Eropa Tak Lagi Kategorikan COVID-19 Varian Alfa Sebagai VoC
Ilustrasi/Foto: Antara

Bagikan:

JAKARTA -  Pusat Pencegahan dan Pengendalian Penyakit Eropa (European Centre for Disease Prevention and Control/E-CDC) tidak lagi mengkategorikan COVID-19 varian Alfa (B1.1.7) sebagai daftar perhatian atau Variant of Concern (VoC).

Dilansir dari laporan mingguan di laman ecdc.europa.eu di Jakarta pada Selasa 22 Februari, E-CDC membuat klasifikasi baru dan melakukan de-eskalasi varian Alfa per 17 Februari 2022.

Dalam keterangan resminya E-CDC menyampaikan varian Alfa telah diturunkan eskalasinya berdasarkan sejumlah pertimbangan.

Pertama, varian Alfa yang sempat menimbulkan peningkatan gelombang kasus pada akhir 2020 dan awal 2021 itu dianggap otoritas kesehatan setempat sudah tidak lagi beredar di masyarakat.

Kedua, varian yang bermula dilaporkan dari Inggris itu telah lama beredar tanpa berdampak pada situasi epidemiologi secara keseluruhan.

Ketiga, bukti ilmiah menunjukkan bahwa varian tersebut tidak terkait dengan aspek klinik tertentu di Eropa.

Direktur Pasca-Sarjana Universitas YARSI Prof Tjandra Yoga Aditama mengatakan meskipun E-CDC tidak lagi mengklasifikasikan Alfa sebagai VoC, tapi sampai saat ini Organisasi Kesehatan Dunia (World Health Organization/WHO) masih menggolongkan Alfa sebagai VoC bersama varian Beta, Gamma, Delta dan Omicron.

"E-CDC melakukan de-eskalasi varian Alfa dan sehingga tidak lagi masuk sebagai VoC, Variant of Interest (VoI) atau Variant under Monitoring (VUM) di Eropa karena dua hal konkrit," katanya.

Pertama, kata Tjandra, sirkulasi varian Alfa jauh menurun di Eropa sesudah adanya varian Delta dan kedua bukti ilmiah amat terbatas tentang dampaknya pada imunitas yang ditimbulkan oleh vaksin.

Tjandra yang juga mantan Direktur Penyakit Menular WHO Asia Tenggara periode 2018-2020 itu mengatakan perbedaan klasifikasi varian COVID-19 antara WHO dengan negara Uni Eropa memungkinkan terjadi.

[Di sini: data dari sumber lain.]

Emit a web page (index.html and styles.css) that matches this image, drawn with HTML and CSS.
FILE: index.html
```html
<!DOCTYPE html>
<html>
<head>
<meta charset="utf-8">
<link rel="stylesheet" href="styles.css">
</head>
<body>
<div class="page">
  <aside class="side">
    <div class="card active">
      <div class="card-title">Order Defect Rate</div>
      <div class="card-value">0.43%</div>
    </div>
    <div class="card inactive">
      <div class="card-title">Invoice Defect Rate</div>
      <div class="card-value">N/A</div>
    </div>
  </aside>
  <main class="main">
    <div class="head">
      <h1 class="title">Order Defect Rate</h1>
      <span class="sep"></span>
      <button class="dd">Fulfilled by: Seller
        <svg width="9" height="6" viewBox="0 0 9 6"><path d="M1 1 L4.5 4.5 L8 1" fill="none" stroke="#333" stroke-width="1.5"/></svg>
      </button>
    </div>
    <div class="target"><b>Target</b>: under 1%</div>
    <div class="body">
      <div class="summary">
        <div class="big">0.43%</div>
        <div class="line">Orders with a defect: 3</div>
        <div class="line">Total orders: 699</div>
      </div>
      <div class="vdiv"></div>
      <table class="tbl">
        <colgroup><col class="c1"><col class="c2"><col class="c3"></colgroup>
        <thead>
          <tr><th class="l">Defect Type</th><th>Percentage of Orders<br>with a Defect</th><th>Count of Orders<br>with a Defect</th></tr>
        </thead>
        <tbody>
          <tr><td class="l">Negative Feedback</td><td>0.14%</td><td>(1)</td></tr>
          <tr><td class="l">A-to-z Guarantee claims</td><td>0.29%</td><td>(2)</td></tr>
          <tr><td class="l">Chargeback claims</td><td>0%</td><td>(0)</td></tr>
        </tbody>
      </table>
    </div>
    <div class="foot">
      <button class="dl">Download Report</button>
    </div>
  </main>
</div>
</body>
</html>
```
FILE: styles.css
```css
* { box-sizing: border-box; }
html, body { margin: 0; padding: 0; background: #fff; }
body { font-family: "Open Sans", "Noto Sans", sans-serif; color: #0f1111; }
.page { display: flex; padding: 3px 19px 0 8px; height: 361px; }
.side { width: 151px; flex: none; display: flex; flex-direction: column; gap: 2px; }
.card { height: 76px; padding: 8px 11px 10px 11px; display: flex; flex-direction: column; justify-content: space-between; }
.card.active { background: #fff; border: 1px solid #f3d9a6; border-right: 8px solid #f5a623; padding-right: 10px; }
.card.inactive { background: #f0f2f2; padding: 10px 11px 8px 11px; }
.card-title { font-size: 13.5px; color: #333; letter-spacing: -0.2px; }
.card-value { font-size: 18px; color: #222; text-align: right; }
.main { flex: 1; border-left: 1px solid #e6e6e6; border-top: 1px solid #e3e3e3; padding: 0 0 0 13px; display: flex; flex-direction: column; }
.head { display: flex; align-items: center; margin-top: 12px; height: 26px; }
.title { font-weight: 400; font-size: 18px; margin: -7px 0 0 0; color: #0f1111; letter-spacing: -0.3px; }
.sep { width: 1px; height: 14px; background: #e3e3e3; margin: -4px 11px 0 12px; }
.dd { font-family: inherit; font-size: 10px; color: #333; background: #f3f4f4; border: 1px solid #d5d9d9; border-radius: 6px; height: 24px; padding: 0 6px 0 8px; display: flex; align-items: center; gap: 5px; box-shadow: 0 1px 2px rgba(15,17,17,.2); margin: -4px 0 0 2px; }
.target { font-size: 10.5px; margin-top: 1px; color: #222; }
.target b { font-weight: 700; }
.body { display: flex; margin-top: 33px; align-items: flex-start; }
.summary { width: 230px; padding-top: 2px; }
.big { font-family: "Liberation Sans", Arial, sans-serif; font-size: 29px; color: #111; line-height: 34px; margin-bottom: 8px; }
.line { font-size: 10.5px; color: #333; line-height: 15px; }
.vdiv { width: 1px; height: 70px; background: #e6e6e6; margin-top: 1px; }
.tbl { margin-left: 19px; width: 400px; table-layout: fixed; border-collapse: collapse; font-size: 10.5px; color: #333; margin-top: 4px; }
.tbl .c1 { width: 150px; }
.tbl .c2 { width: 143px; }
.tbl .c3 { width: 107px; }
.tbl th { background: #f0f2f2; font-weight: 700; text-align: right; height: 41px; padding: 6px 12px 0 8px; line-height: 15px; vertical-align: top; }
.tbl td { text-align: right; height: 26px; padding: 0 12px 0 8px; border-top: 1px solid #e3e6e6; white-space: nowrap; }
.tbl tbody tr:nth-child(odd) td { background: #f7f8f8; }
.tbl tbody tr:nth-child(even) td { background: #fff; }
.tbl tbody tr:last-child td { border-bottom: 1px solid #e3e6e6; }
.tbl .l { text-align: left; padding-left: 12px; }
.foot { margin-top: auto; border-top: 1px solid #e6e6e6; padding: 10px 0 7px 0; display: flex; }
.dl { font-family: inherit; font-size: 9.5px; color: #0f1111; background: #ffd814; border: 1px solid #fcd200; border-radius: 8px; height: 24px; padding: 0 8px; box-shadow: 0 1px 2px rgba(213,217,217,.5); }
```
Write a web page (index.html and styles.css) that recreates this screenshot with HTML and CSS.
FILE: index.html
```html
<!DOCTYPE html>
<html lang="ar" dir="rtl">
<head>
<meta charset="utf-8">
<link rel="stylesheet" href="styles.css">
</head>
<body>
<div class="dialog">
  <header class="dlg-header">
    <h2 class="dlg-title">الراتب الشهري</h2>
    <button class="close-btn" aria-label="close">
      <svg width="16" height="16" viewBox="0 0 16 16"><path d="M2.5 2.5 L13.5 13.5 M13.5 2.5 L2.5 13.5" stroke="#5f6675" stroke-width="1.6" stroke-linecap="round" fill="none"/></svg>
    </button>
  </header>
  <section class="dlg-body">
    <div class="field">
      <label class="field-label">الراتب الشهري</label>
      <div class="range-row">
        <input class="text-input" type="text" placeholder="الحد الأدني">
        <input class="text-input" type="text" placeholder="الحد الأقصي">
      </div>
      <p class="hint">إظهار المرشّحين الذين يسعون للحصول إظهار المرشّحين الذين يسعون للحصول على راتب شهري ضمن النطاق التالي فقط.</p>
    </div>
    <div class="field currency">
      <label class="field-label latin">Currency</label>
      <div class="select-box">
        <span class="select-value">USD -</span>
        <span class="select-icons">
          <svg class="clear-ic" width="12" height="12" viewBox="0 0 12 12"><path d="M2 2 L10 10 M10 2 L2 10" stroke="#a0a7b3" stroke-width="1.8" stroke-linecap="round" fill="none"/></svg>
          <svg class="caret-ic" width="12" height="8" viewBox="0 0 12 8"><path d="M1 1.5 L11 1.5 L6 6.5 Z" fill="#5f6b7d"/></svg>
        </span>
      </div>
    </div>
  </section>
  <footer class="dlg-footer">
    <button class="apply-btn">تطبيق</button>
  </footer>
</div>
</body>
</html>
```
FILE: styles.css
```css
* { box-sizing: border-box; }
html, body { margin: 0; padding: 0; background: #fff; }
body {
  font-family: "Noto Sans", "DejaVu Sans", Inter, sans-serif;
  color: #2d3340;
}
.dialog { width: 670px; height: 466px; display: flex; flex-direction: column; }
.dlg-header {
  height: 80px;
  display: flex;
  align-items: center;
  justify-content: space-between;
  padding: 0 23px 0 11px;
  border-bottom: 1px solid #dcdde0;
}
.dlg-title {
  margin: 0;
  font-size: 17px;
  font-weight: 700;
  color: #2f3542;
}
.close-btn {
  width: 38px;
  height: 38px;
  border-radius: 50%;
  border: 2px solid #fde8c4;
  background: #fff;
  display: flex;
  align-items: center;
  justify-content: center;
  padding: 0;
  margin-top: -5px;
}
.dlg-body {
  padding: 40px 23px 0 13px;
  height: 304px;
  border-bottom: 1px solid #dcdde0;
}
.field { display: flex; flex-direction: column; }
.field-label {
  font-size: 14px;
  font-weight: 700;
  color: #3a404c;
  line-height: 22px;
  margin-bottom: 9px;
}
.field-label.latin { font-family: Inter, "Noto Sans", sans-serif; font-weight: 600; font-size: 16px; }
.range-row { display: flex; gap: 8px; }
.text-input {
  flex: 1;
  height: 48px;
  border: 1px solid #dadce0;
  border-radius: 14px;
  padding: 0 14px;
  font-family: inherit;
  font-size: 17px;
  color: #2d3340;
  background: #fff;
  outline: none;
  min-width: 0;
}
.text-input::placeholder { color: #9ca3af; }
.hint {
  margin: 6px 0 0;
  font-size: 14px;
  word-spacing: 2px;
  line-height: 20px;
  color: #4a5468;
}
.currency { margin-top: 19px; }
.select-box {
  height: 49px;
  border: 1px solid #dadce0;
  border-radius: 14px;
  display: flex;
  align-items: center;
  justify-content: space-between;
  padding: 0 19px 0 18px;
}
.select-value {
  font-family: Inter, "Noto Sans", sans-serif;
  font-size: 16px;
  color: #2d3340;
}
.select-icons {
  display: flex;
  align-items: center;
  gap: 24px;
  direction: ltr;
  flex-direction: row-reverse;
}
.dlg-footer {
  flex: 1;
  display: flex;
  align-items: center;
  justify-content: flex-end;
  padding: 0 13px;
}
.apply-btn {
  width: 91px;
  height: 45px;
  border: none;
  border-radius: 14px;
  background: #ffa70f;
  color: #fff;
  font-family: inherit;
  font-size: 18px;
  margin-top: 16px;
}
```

Alasannya, Uni Eropa dan juga beberapa negara seperti Amerika Serikat, Inggris dan lainnya membuat daftar VoC, VoI dan VUM sendiri yang disesuaikan dengan keadaan di negara maupun kawasan mereka.

Menurut Tjandra Indonesia juga dapat melakukan hal serupa, khususnya memelopori sejumlah negara di kawasan ASEAN untuk membuat klasifikasi mutasi virus berdasarkan dampaknya.

"Mungkin akan baik juga kalau Indonesia melakukan hal yang sama, atau setidaknya Indonesia dapat memelopori untuk membahas dan menetapkan VoC, VoI dan VUM khusus untuk kawasan ASEAN, sehingga sesuai dengan masalah yang kita hadapi di tempat kita serta penanganannya lebih terarah," katanya.

Hal tersebut, kata Tjandra, akan menunjukkan kepemimpinan diplomasi kesehatan Indonesia di kawasan regional dan internasional.

"Tentu bukan hanya tentang klasifikasi, tetapi akan baik kalau ASEAN juga ada program bersama yang antara lain ditandai dengan semacam 'ASEAN weekly epidemiological report on COVID-19' misalnya, yang dapat dipelopori oleh Indonesia," demikian Tjandra.